The executives will be subject to standard confidentiality agreements during and following their employment as well as customary non-competition and non-solicitation covenants, which will continue for a period of two years following the termination of their employment.

The employment contracts of Messrs. Narayanan, Kandula and Sircar supersede and replace their prior employment agreements.

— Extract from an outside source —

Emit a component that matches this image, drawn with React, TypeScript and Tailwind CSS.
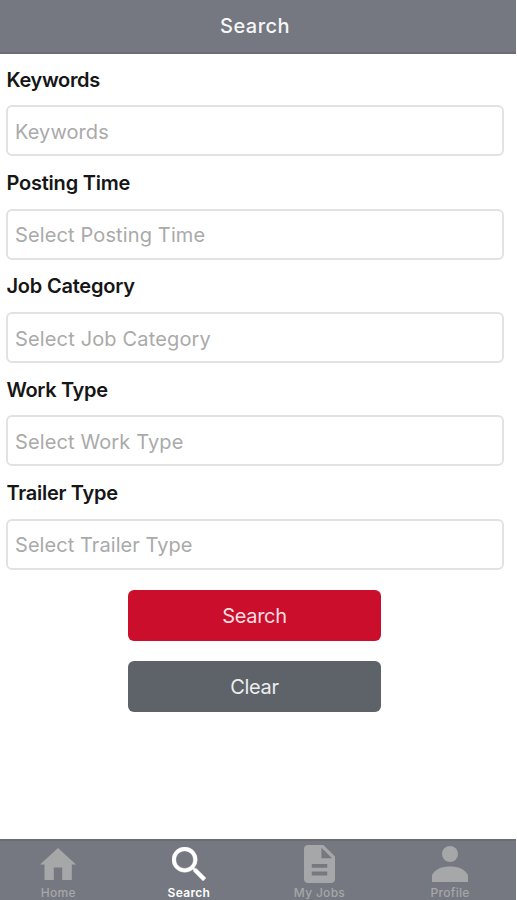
import React from "react";

type FieldProps = { label: string; placeholder: string; labelClass: string; textClass: string };

const fields: FieldProps[] = [
  { label: "Keywords", placeholder: "Keywords", labelClass: "tracking-[-0.35px]", textClass: "tracking-[0.08px]" },
  { label: "Posting Time", placeholder: "Select Posting Time", labelClass: "tracking-[-0.22px]", textClass: "tracking-[0.13px]" },
  { label: "Job Category", placeholder: "Select Job Category", labelClass: "tracking-[-0.22px]", textClass: "tracking-[0.15px]" },
  { label: "Work Type", placeholder: "Select Work Type", labelClass: "tracking-[-0.35px]", textClass: "tracking-[0.12px]" },
  { label: "Trailer Type", placeholder: "Select Trailer Type", labelClass: "tracking-[-0.28px]", textClass: "tracking-[0.06px]" },
];

function Field({ label, placeholder, labelClass, textClass }: FieldProps) {
  return (
    <div className="flex h-[103.4px] flex-col">
      <label className={`-ml-[0.5px] h-[51.8px] pt-[13px] text-[20px] leading-[26px] font-semibold text-[#161616] ${labelClass}`}>
        {label}
      </label>
      <div className={`-ml-px flex h-[51px] w-[497.5px] items-center rounded-[6px] border-2 border-[#e2e2e2] pt-[2px] pl-[7px] text-[20px] text-[#aaaaaa] ${textClass}`}>
        {placeholder}
      </div>
    </div>
  );
}

function Tab({ label, active, children }: { label: string; active?: boolean; children: React.ReactNode }) {
  return (
    <div className={`flex w-[130.6px] flex-col items-center ${active ? "font-semibold text-white" : "font-medium text-[#a6a7a8]"}`}>
      <div className="flex h-[45px] items-center justify-center">{children}</div>
      <span className="text-[12px] leading-[14px] tracking-[0.3px]">{label}</span>
    </div>
  );
}

export default function App() {
  return (
    <div className="flex h-[900px] w-[517px] flex-col overflow-hidden bg-white pr-px font-['Inter',sans-serif]">
      <header className="flex h-[53.5px] shrink-0 items-center justify-center border-b-2 border-[#6c6d73] bg-[#757880] pt-px pr-[6px] text-[20px] font-medium tracking-[0.45px] text-[#f5f6f8]">
        Search
      </header>
      <main className="flex flex-1 flex-col pl-[7px]">
        {fields.map((f) => (
          <Field key={f.label} {...f} />
        ))}
        <div className="mt-[19.5px] ml-[121px] flex w-[253px] flex-col gap-[20px] text-[20px] tracking-[-0.35px]">
          <button className="h-[51px] rounded-[6px] bg-[#cb0e2b] pt-[2px] text-[#fbdfe3]">Search</button>
          <button className="h-[51px] rounded-[6px] bg-[#5e6369] pt-[2px] text-[#eceeef]">Clear</button>
        </div>
      </main>
      <nav className="flex h-[61px] shrink-0 border-t-2 border-[#6c6d73] bg-[#757880]">
        <div className="-ml-[7px] flex">
          <Tab label="Home">
            <svg width="36" height="32" viewBox="0 0 36 32" fill="currentColor">
              <path d="M18 0L36 16.500H31.800V32H22.200V19.500H13.800V32H4.500V16.500H0z" />
            </svg>
          </Tab>
          <Tab label="Search" active>
            <svg width="34" height="34" viewBox="3 3 17.49 17.49" fill="currentColor" stroke="currentColor" strokeWidth="0.2">
              <path d="M15.5 14h-.79l-.28-.27A6.471 6.471 0 0 0 16 9.5 6.5 6.5 0 1 0 9.5 16c1.61 0 3.09-.59 4.23-1.57l.27.28v.79l5 4.99L20.49 19l-4.99-5zm-6 0C7.01 14 5 11.99 5 9.5S7.01 5 9.5 5 14 7.01 14 9.5 11.99 14 9.5 14z" />
            </svg>
          </Tab>
          <Tab label="My Jobs">
            <svg width="31" height="38" viewBox="4 2 16 20" preserveAspectRatio="none" fill="currentColor">
              <path d="M14 2H6c-1.1 0-1.99.9-1.99 2L4 20c0 1.1.89 2 1.99 2H18c1.1 0 2-.9 2-2V8l-6-6zm2 16H8v-2h8v2zm0-4H8v-2h8v2zm-3-5V3.5L18.5 9H13z" />
            </svg>
          </Tab>
          <Tab label="Profile">
            <svg width="36" height="36" viewBox="0 0 36 36" fill="currentColor">
              <circle cx="18" cy="8" r="8" />
              <path d="M0 36v-7C3 23 10 20.500 18 20.500S33 23 36 29v7z" />
            </svg>
          </Tab>
        </div>
      </nav>
    </div>
  );
}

The preceding description of the employment contracts is a summary of the material terms of such contracts, does not purport to be complete, and is qualified in its entirety by reference to the contracts, copies of which are being filed as Exhibits 10.1, 10.2 and 10.3 to this Current Report on Form 8-K and are incorporated herein by reference.

 

Item 9.01 Financial Statements and Exhibits.

(d) Exhibits:

 

10.1    Employment Contract, dated July 1, 2011, between Suresh Anantha Narayanan and iGATE Technologies, Inc.
10.2    Employment Contract, dated July 1, 2011, between Srinivas Rao Kandula and iGATE Technologies, Inc.
10.3    Employment Contract, dated July 1, 2011, between Sujit Sircar and iGATE Global Solutions Limited.


SIGNATURES

Pursuant to the requirements of the Securities Exchange Act of 1934, the registrant has duly caused this report to be signed on its behalf by the undersigned hereunto duly authorized.

 

iGATE CORPORATION
By:  

/s/ Mukund Srinath

Name:   Mukund Srinath
Title:   Senior Vice President - Legal & Corporate Secretary

July 7, 2011


EXHIBIT INDEX

 

Exhibit
No.

  

Description

10.1    Employment Contract, dated July 1, 2011, between Suresh Anantha Narayanan and iGATE Technologies, Inc.
10.2    Employment Contract, dated July 1, 2011, between Srinivas Rao Kandula and iGATE Technologies, Inc.
10.3    Employment Contract, dated July 1, 2011, between Sujit Sircar and iGATE Global Solutions Limited.